Andrea: It’s very good.
Tommy: He makes you happy?
Andrea: Yeah. I look for that in a man you know. The ones that make me miserable don’t seem to last.
Tommy: Right.
Andrea: You know there’s four words I need to hear before I go to sleep. Four words. “Good night sweet girl.” That’s all it takes. I’m easy, I know, but a guy who can muster up those four words is a guy I want to stay with.

Paul: A beautiful girl is all powerful and that is as good as love gets.

Andera: So why the sad face?
Willie: Job requirement. Happy piano players work the circus.

Willie: You know how it is, the beginnings? When you first fall in love and you can’t eat, you can’t sleep and getting a call from her, it makes your day. It’s like seeing a shooting star.
Andrea: It’s the best.
Willie: Yeah, but, inevitably it goes away. It quiets down. So, this is my thing see, why get married now? Why not have two, three more of those beginning things before I, you know, settle into the big fade?
Andera: The big fade, that’s an awful way to put it.

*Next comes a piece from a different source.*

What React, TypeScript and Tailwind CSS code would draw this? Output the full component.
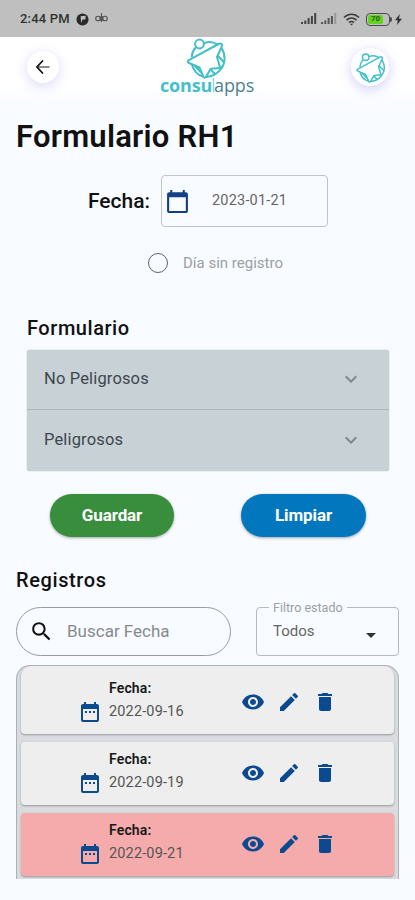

Willie: I look at you and I think it’s amazing that there’s a guy out there gets to do all kinds of things with you. He gets to make you happy and spend evenings with you…
Andrea: …make me martinis, listen to Van Morrison…
Willie: …smell your skin…
Andrea: …after a day at the beach.
Willie: Yeah, and read the papers…
Andrea: …on a Sunday morning…
Willie: …a rainy Sunday morning, and pepper your belly with baby kisses… Sorry.
Andrea: The thing is, there’s a guy out there thinks the same thing about Tracy and he’s jealous of you, you getting to do all that with her.
Willie: Let me ask you something; can you think of anything better than making love to an attractive stranger, in the middle of a frozen lake, with just an oil light to guide your way? Can you think of anything better?
Andrea: Going back to Chicago. Ice cold martini. Van Morrison.
Willie: Sunday papers. Got ya.

Willie [calling out of an window]: Hey!
Marty: Romeo and Juliet, the dyslexic version.

Paul: So you’re the little neighborhood Lolita.
Marty: So you’re the alcoholic high school buddy shit for brains.

Kev: Willie C! Stay cool! Stay cool forever.